This shouldn’t be a nostalgia day. It’s a perfect seventy degrees in the Southland while NYC is getting knocked with those freezing water rain pelts (I think there is another word for this).
I was just thinking about how all the fun has been taken out of reading ever since I moved west. This is partly due to the fact that no one reads books on the other side of the Rocky Mountains, so you can’t really talk about anything you’ve read, and – most importantly – appear intelligent. I think the thing that’s missing most, though, is that I no longer have subway car doors to race when the end of the chapter is in sight.
This is much more exciting than it should be, yet with all the competing media to get my entertainment dollar, it’s freaking awesome. The drama starts a few stops before you get to where you’re going. Let’s say you turn the page and it’s a full block of text without any of those little dot things (again, probably a word for this) to break up the page. And no one wants to put their bookmark between two pages full of text. That’s insane. In-sane.
But then you turn the next page and see that the chapter is over in around seven paragraphs. Then the conductor says your stop is next, and IT. IS. ON.
This is Waiting for Superman times a thousand. We can get kids to read without having them get smarter or ditch their video game mentality. I never absorb a single word under this kind of pressure, but I sure as hell am going to have my eyes cross every single letter. That’s part of the game. There are no cheat codes when it comes to beating the subway doors to the end of the chapter.
Unfortunately, the closest equivalent to this in L.A. is trying to read without getting into a ten-car pile-up on the Santa Monica Freeway. While fun, the risk-reward ratio is obscene.
The bus isn’t the same. First, no one can read on a bus. L.A. is pot-holed enough, and the city decided to save money by not adding shock-absorbers to the Metro fleet. And things aren’t working out in your life well at all if you’re on the bus in the first place. You’e not going to sweep all those problems under the rug because you got your hands on the New York Times Bestseller List.

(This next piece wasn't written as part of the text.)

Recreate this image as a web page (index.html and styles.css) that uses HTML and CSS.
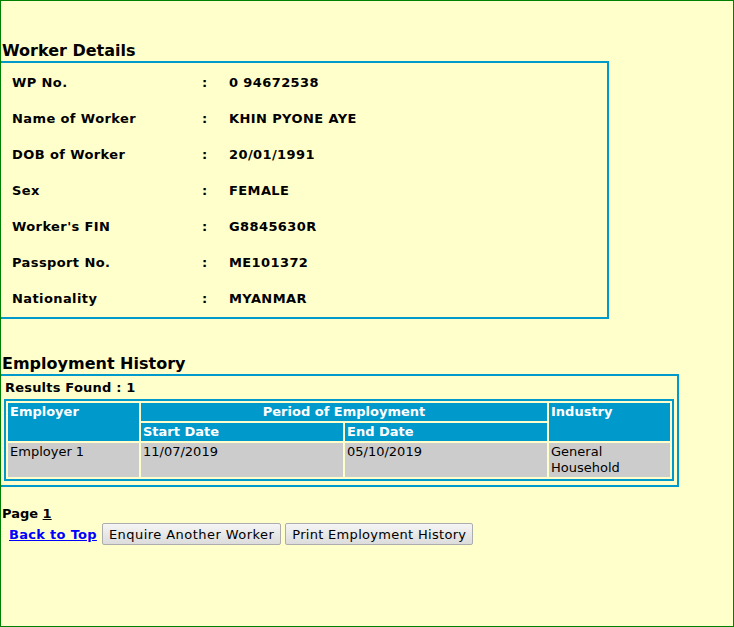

This is motivation in its own right to build the L.A. subway to parts of town where people live and want to go. Sure, you can read and race the L.A. subway doors, but there isn’t all that much drama when the train is going to the corner of Western and Normandie before you have to wait an hour for the next bus to get your unemployment check. At least on the bright side, after you have received your last explanation of benefits, you have something to peruse for the long ride home.